A iniciativa ocorre no formato de caravanas e sessões de diálogo em pequenas cidades mexicanas, com atenção especial às áreas indígenas. As pessoas discutem seus problemas e o subcomandante Marcos, agora rebatizado como “Delegado Zero”, discursa, expondo as posições políticas do zapatismo.
“A outra campanha” tem obtido pouco espaço na grande imprensa mexicana, com exceção do jornal progressista
La Jornada. Mas a mídia alternativa difunde pela Internet e por rádios os principais acontecimentos das marchas.
Violência e barbárie
O clima tenso das eleições mexicanas estourou em diversos conflitos por todo o país. Em abril, uma greve no setor de mineração e siderurgia no estado de Michoacán terminou na invasão policial que matou duas pessoas e deixou mais de 80 feridas.

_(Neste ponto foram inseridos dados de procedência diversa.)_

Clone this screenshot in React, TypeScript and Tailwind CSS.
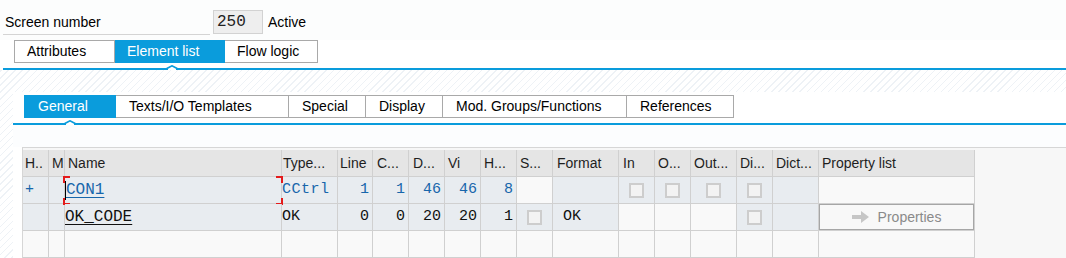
import React from "react"

type Cell = {
  kind: "empty" | "text" | "num" | "check" | "name" | "button"
  value?: string
  ro?: boolean
  blue?: boolean
  pl?: string
}

const headers: { label: string; pl: string }[] = [
  { label: "H..", pl: "pl-[2px]" },
  { label: "M", pl: "pl-[3px]" },
  { label: "Name", pl: "pl-[3px]" },
  { label: "Type...", pl: "pl-[1px]" },
  { label: "Line", pl: "pl-[2px]" },
  { label: "C...", pl: "pl-[4px]" },
  { label: "D...", pl: "pl-[4px]" },
  { label: "Vi", pl: "pl-[3px]" },
  { label: "H...", pl: "pl-[3px]" },
  { label: "S...", pl: "pl-[3px]" },
  { label: "Format", pl: "pl-[4px]" },
  { label: "In", pl: "pl-[4px]" },
  { label: "O...", pl: "pl-[3px]" },
  { label: "Out...", pl: "pl-[3px]" },
  { label: "Di...", pl: "pl-[3px]" },
  { label: "Dict...", pl: "pl-[3px]" },
  { label: "Property list", pl: "pl-[3px]" },
]

const rows: Cell[][] = [
  [
    { kind: "text", value: "+", blue: true, pl: "pl-[2px]" },
    { kind: "empty" },
    { kind: "name", value: "CON1", blue: true },
    { kind: "text", value: "CCtrl", blue: true, pl: "pl-[0px] tracking-[0.5px]" },
    { kind: "num", value: "1", blue: true },
    { kind: "num", value: "1", blue: true },
    { kind: "num", value: "46", blue: true },
    { kind: "num", value: "46", blue: true },
    { kind: "num", value: "8", blue: true },
    { kind: "empty", ro: true },
    { kind: "empty" },
    { kind: "check" },
    { kind: "check" },
    { kind: "check" },
    { kind: "check" },
    { kind: "empty" },
    { kind: "empty", ro: true },
  ],
  [
    { kind: "empty" },
    { kind: "empty" },
    { kind: "name", value: "OK_CODE" },
    { kind: "text", value: "OK", pl: "pl-[0px]" },
    { kind: "num", value: "0" },
    { kind: "num", value: "0" },
    { kind: "num", value: "20" },
    { kind: "num", value: "20" },
    { kind: "num", value: "1" },
    { kind: "check" },
    { kind: "text", value: "OK", pl: "pl-[10px]" },
    { kind: "empty", ro: true },
    { kind: "empty", ro: true },
    { kind: "empty", ro: true },
    { kind: "check" },
    { kind: "empty" },
    { kind: "button" },
  ],
  Array.from({ length: 17 }, () => ({ kind: "empty", ro: true }) as Cell),
]

function Caret({ left }: { left: number }) {
  // little notch on the blue line under the active tab
  return (
    <svg
      className="absolute top-[-3px]"
      style={{ left: left - 6 }}
      width="12"
      height="6"
      viewBox="0 0 12 6"
    >
      <rect x="2" y="3" width="8" height="2" fill="#ffffff" />
      <path d="M0 4 L6 0.8 L12 4" fill="#ffffff" stroke="#0a9cdc" strokeWidth="1.6" />
    </svg>
  )
}

function Tabs({
  tabs,
  active,
  pl,
}: {
  tabs: { label: string; w: string }[]
  active: number
  pl: string
}) {
  return (
    <div className="flex h-[23px]">
      {tabs.map((t, i) => (
        <div
          key={t.label}
          className={`${t.w} h-full flex items-center ${pl} border-y border-r ${
            i === 0 ? "border-l" : ""
          } ${
            i === active
              ? "bg-[#0a9cdc] border-[#0a9cdc] text-white"
              : "bg-white border-[#a9a9a9] text-black"
          }`}
        >
          {t.label}
        </div>
      ))}
    </div>
  )
}

function Checkbox() {
  return <div className="w-[15px] h-[15px] border-2 border-[#cdcdcd] bg-[#f3f3f3]" />
}

function DataCell({ cell }: { cell: Cell }) {
  const bg = cell.ro ? "bg-[#f9f9f9]" : "bg-[#e8ecf0]"
  const base = `h-full border-r border-b border-[#d0d0d0] ${bg} overflow-hidden`
  const color = cell.blue ? "text-[#1766ab]" : "text-[#111]"
  const mono = "font-['Liberation_Mono',monospace] text-[15px]"

  if (cell.kind === "check")
    return (
      <div className={`${base} flex items-center justify-center`}>
        <Checkbox />
      </div>
    )
  if (cell.kind === "num")
    return (
      <div className={`${base} flex items-center justify-end pr-[3px] ${mono} ${color}`}>
        {cell.value}
      </div>
    )
  if (cell.kind === "text")
    return (
      <div className={`${base} flex items-center ${cell.pl} ${mono} ${color}`}>
        {cell.value}
      </div>
    )
  if (cell.kind === "name")
    return (
      <div className={`${base} relative flex items-center overflow-visible`}>
        {cell.blue && (
          <>
            <div className="w-px h-[19px] bg-black" />
            <span className="absolute left-[-2px] top-[-1px] w-[7px] h-[2px] bg-[#e41b1b]" />
            <span className="absolute left-[-2px] top-[-1px] w-[2px] h-[7px] bg-[#e41b1b]" />
            <span className="absolute left-[-2px] bottom-[-2px] w-[7px] h-[2px] bg-[#e41b1b]" />
            <span className="absolute left-[-2px] bottom-[-2px] w-[2px] h-[7px] bg-[#e41b1b]" />
            <span className="absolute right-[-2px] top-[-1px] w-[7px] h-[2px] bg-[#e41b1b]" />
            <span className="absolute right-[-2px] top-[-1px] w-[2px] h-[7px] bg-[#e41b1b]" />
            <span className="absolute right-[-2px] bottom-[-2px] w-[7px] h-[2px] bg-[#e41b1b]" />
            <span className="absolute right-[-2px] bottom-[-2px] w-[2px] h-[7px] bg-[#e41b1b]" />
          </>
        )}
        <span
          className={`font-['Liberation_Mono',monospace] text-[16px] underline underline-offset-[3px] ${
            cell.blue ? "text-[#1766ab]" : "text-[#111]"
          }`}
        >
          {cell.value}
        </span>
      </div>
    )
  if (cell.kind === "button")
    return (
      <div className={`${base} bg-[#f9f9f9]`}>
        <div className="w-full h-full border border-[#a6a6a6] bg-[#f8f8f8] flex items-center justify-center gap-[8px] text-[#8a8a8a]">
          <svg width="18" height="12" viewBox="0 0 18 12">
            <path d="M0 4 H9 V0 L17 6 L9 12 V8 H0 Z" fill="#c6c6c6" />
          </svg>
          <span>Properties</span>
        </div>
      </div>
    )
  return <div className={base} />
}

export default function App() {
  const hatch =
    "bg-[repeating-linear-gradient(135deg,#eef2f6_0px,#eef2f6_1px,#ffffff_1px,#ffffff_5px)]"

  return (
    <div
      className={`w-[1066px] h-[258px] overflow-hidden ${hatch} font-['Liberation_Sans',Arial,sans-serif] text-[14px] text-black`}
    >
      {/* screen number row */}
      <div className="h-[40px] pt-[10px] flex bg-[#fcfdfd]">
        <div className="ml-[3px] w-[207px] h-[25px] border-b border-[#d4d4d4] flex items-center pl-[2px]">
          Screen number
        </div>
        <div className="ml-[3px] w-[50px] h-[24px] border border-[#d2d2d2] bg-[#eeeeee] flex items-center pl-[3px] font-['Liberation_Mono',monospace] text-[16px] text-[#222]">
          250
        </div>
        <div className="ml-[5px] h-[24px] flex items-center">Active</div>
      </div>

      {/* main tabs */}
      <div className="bg-white">
        <div className="pl-[14px]">
          <Tabs
            active={1}
            pl="pl-[12px]"
            tabs={[
              { label: "Attributes", w: "w-[101px]" },
              { label: "Element list", w: "w-[110px]" },
              { label: "Flow logic", w: "w-[93px]" },
            ]}
          />
        </div>
        <div className="h-[5px]" />
        <div className="ml-[3px] h-[2px] bg-[#0a9cdc] relative">
          <Caret left={169} />
        </div>
      </div>

      {/* striped band */}
      <div className="h-[22px]" />

      {/* element list panel */}
      <div className="flex h-[166px]">
        <div className="w-[13px] shrink-0" />
        <div className="flex-1 bg-white flex flex-col">
          <div className="pt-[3px] pl-[11px]">
            <Tabs
              active={0}
              pl="pl-[13px]"
              tabs={[
                { label: "General", w: "w-[92px]" },
                { label: "Texts/I/O Templates", w: "w-[173px]" },
                { label: "Special", w: "w-[77px]" },
                { label: "Display", w: "w-[77px]" },
                { label: "Mod. Groups/Functions", w: "w-[184px]" },
                { label: "References", w: "w-[107px]" },
              ]}
            />
          </div>
          <div className="h-[5px]" />
          <div className="h-[2px] bg-[#0a9cdc] relative">
            <Caret left={57} />
          </div>
          <div className="h-[22px] bg-[#fcfdfe]" />

          {/* table control */}
          <div className="ml-[9px] flex-1 border-t border-l border-[#d6d6d6] bg-[#f7f7f7] pt-[2px]">
            <div className="grid grid-cols-[26px_16px_217px_56px_35px_36px_36px_36px_36px_36px_66px_36px_36px_46px_36px_46px_156px] auto-rows-[27px] w-[952px]">
              {headers.map((h) => (
                <div
                  key={h.label}
                  className={`h-full border-r border-b border-[#d0d0d0] bg-[#e5e5e5] flex items-center ${h.pl} overflow-hidden whitespace-nowrap text-[#1e1e1e]`}
                >
                  {h.label}
                </div>
              ))}
              {rows.map((row, r) =>
                row.map((cell, c) => <DataCell key={`cell_${r}_${c}`} cell={cell} />)
              )}
            </div>
          </div>
        </div>
      </div>
    </div>
  )
}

O pior ocorreu em maio, na cidade de San Salvador de Atenco, a poucos quilômetros da capital. O confronto começou quando a prefeitura anunciou um plano para reformar o mercado municipal, mas a proposta incluía expulsar pessoas pobres que tradicionalmente utilizavam o local para vender flores. No lugar do centro popular, seria construído um shopping center.

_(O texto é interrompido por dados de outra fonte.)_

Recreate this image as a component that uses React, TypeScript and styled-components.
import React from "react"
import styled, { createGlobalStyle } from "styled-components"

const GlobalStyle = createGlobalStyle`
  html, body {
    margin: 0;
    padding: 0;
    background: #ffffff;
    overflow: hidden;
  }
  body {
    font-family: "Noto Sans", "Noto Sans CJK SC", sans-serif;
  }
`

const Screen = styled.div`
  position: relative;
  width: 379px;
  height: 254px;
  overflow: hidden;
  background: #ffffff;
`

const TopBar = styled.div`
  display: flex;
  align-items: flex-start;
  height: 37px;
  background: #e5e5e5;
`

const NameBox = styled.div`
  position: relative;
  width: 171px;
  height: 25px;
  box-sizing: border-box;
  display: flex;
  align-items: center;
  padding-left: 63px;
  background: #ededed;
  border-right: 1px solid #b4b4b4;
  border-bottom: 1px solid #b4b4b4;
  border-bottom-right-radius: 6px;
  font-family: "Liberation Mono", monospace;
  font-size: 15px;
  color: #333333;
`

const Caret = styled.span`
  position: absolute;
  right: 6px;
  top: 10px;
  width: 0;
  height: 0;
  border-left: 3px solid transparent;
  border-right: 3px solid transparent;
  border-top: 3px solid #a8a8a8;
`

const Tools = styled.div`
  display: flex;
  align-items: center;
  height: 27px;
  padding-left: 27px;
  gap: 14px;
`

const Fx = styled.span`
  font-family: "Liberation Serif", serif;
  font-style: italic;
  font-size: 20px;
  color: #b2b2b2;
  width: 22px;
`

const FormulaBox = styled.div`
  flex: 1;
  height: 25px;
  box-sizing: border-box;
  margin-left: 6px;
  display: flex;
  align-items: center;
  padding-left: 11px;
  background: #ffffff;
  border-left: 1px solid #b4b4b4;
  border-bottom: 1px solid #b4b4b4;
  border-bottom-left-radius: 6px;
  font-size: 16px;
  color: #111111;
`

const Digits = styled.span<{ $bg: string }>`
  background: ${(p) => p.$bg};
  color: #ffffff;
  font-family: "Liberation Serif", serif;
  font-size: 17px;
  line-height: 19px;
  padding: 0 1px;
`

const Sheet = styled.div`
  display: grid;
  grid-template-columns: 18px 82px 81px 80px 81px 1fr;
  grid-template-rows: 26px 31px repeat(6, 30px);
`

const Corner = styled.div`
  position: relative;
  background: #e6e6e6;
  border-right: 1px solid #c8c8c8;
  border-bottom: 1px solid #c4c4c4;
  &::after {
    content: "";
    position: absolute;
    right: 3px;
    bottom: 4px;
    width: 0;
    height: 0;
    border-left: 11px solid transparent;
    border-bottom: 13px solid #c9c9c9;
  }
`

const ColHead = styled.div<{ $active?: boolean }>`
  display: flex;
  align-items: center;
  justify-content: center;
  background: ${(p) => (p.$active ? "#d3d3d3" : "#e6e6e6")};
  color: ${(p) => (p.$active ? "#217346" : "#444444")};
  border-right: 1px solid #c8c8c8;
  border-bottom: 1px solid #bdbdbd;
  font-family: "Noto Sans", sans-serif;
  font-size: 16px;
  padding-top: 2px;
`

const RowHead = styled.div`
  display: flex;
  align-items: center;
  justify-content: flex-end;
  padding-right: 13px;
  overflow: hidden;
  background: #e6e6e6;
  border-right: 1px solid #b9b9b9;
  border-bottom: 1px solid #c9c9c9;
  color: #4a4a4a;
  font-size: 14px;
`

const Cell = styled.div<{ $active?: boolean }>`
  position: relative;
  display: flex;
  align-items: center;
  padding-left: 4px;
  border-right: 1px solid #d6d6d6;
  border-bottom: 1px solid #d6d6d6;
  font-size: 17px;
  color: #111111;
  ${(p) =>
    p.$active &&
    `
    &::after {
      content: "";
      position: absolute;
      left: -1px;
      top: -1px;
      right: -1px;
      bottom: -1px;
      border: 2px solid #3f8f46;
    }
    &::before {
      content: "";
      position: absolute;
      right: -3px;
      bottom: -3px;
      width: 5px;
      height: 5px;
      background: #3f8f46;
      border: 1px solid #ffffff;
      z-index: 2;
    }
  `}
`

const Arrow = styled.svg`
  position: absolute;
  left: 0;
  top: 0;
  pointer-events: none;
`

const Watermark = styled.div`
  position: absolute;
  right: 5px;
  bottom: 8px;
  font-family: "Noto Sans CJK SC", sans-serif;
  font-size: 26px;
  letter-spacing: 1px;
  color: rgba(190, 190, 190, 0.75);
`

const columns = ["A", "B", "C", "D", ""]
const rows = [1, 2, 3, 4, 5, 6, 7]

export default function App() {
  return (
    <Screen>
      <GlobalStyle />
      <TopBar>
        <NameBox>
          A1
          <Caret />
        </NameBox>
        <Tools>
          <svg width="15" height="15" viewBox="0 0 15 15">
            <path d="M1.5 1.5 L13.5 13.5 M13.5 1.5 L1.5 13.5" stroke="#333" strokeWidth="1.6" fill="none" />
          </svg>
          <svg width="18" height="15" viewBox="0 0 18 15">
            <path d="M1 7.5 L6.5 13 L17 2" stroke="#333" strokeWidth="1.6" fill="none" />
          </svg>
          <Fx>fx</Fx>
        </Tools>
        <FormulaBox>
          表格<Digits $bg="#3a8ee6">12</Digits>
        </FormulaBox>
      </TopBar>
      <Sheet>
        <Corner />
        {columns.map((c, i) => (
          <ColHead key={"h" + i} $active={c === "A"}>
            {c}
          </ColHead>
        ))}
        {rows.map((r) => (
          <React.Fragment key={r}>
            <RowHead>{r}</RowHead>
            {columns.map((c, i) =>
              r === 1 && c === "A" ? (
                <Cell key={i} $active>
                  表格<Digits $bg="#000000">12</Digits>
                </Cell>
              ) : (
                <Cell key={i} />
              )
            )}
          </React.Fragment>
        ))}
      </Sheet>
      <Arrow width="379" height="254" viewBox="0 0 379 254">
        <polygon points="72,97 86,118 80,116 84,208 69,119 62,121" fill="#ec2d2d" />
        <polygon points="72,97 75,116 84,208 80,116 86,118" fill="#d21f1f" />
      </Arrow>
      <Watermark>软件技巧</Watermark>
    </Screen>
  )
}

A questão transformou-se numa
luta que mobilizou movimentos sociais de Atenco, que praticamente ocuparam o centro da cidade durante dias. Negociações avançaram e uma solução pacífica parecia à vista. Contudo, 400 policiais ocuparam de surpresa o mercado municipal e iniciaram uma feroz repressão contra manifestantes, matando um rapaz de 14 anos e prendendo cerca de 300 pessoas, muitas das quais foram espancadas e humilhadas.
A barbárie continuou após a detenção: um grupo de mulheres foi vedada e sofreu abusos sexuais e estupros por parte da polícia. Ativistas estrangeiras, do Chile e da Espanha, foram deportadas por participarem do protesto.

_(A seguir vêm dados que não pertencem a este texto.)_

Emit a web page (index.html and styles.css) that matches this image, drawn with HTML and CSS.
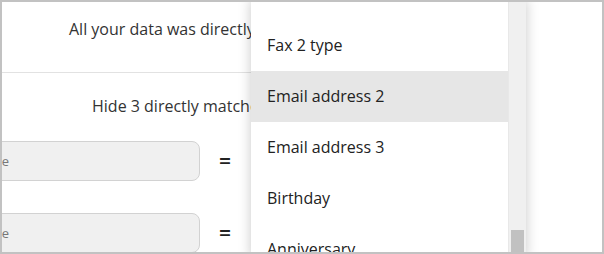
FILE: index.html
```html
<!DOCTYPE html>
<html lang="en">
<head>
    <meta charset="UTF-8">
    <title>Field matching</title>
    <link rel="stylesheet" href="styles.css">
</head>
<body>
    <div class="frame">
        <!-- Matching panel -->
        <div class="panel">
            <p class="notice">All your data was directly matched to contact fields</p>
            <div class="divider"></div>
            <p class="hide-link">Hide 3 directly matched fields</p>

            <div class="match-row">
                <div class="field"><span>Phone type</span></div>
                <span class="equals">=</span>
            </div>
            <div class="match-row">
                <div class="field"><span>Email type</span></div>
                <span class="equals">=</span>
            </div>
        </div>

        <!-- Field dropdown -->
        <div class="dropdown">
            <ul class="options">
                <li class="option"></li>
                <li class="option">Fax 2 type</li>
                <li class="option active">Email address 2</li>
                <li class="option">Email address 3</li>
                <li class="option">Birthday</li>
                <li class="option">Anniversary</li>
            </ul>
            <div class="scrollbar"><div class="thumb"></div></div>
        </div>
    </div>
</body>
</html>
```

FILE: styles.css
```css
/* Basic Styles */
html, body {
    margin: 0;
    padding: 0;
    background: #fff;
}

body {
    font-family: "Open Sans", Arial, sans-serif;
    font-size: 16px;
    line-height: 22px;
    color: #333;
}

.frame {
    position: relative;
    width: 604px;
    height: 254px;
    box-sizing: border-box;
    border: 2px solid #c2c2c2;
    overflow: hidden;
    background: #fff;
}

/* Matching panel (cut off by the open dropdown) */
.panel {
    width: 249px;
    overflow: hidden;
}

.notice {
    margin: 0;
    padding: 16px 0 0 67px;
    height: 54px;
    white-space: nowrap;
}

.divider {
    height: 1px;
    background-color: #e2e2e2;
}

.hide-link {
    margin: 0;
    padding: 22px 0 0 90px;
    height: 46px;
    white-space: nowrap;
}

.match-row {
    display: flex;
    align-items: center;
    height: 40px;
    margin-bottom: 32px;
}

.field {
    display: flex;
    align-items: center;
    justify-content: flex-end;
    width: 218px;
    height: 40px;
    box-sizing: border-box;
    margin-left: -20px;
    padding-right: 190px;
    background-color: #f0f0f0;
    border: 1px solid #d2d2d2;
    border-radius: 8px;
    color: #777;
    font-size: 13px;
    overflow: hidden;
    white-space: nowrap;
}

.field span {
    flex-shrink: 0;
}

.equals {
    margin-left: 19px;
    font-size: 21px;
    font-weight: 600;
    color: #222;
}

/* Dropdown menu */
.dropdown {
    position: absolute;
    top: -2px;
    left: 249px;
    width: 275px;
    height: 258px;
    display: flex;
    background: #fff;
    box-shadow: 0 0 12px rgba(0, 0, 0, 0.22);
}

.options {
    list-style: none;
    margin: 0;
    padding: 0;
    flex: 1;
    margin-top: -31px;
}

.option {
    height: 51px;
    line-height: 51px;
    padding-left: 16px;
    color: #222;
    white-space: nowrap;
}

.option.active {
    background-color: #e6e6e6;
}

.scrollbar {
    position: relative;
    width: 17px;
    background-color: #f0f0f0;
    border-left: 1px solid #e8e8e8;
}

.thumb {
    position: absolute;
    left: 2px;
    right: 2px;
    bottom: 0;
    height: 28px;
    background-color: #c1c1c1;
}
```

O prefeito de Atenco, Nazario Gutiérrez, pertence ao Partido da Revolução Democrática, mas a repressão se deu em parceria com tropas policiais do governo federal do PAN. A grande imprensa, sobretudo as televisões Azteca e Televisa, afirmaram que a culpa da violência era dos movimentos sociais e do zapatismo. Marcos reagiu suspendendo “A outra campanha” e declarando alerta vermelho no início de uma série de mobilizações e protestos contra a violência governamental em Atenco.
Mas continuaram os choques entre a população e as autoridades. Em junho, na cidade de Oaxaca, no sul do país, 40 mil professores(as) que protestavam durante uma greve foram atacados pela polícia.
Novamente, a repressão foi brutal: pelo menos quatro manifestantes morreram, incluindo uma criança. O número é incerto, pois a polícia é acusada de ter roubado corpos para evitar denúncias do massacre. O governador estadual, Ulisses Ruiz, pertence ao PRI e nega as acusações. Um protesto de cerca de 100 mil pessoas pediu a renúncia de Ruiz.
Chama a atenção o fato de que a onda de violência das autoridades mexicanas tenha sido desencadeada por acontecimentos normais em qualquer democracia: greves, passeatas, protestos sociais. Também é preocupante que a repressão tenha envolvido políticos dos três principais partidos e de todas as esferas de governo (federal, estadual, municipal).
Na disputa acirrada entre López Obrador e Calderón, o próximo presidente provavelmente será eleito com pequena margem de votos, o que pode agravar ainda mais as dificuldades das autoridades do Estado para manter um bom relacionamento com a oposição e os movimentos sociais.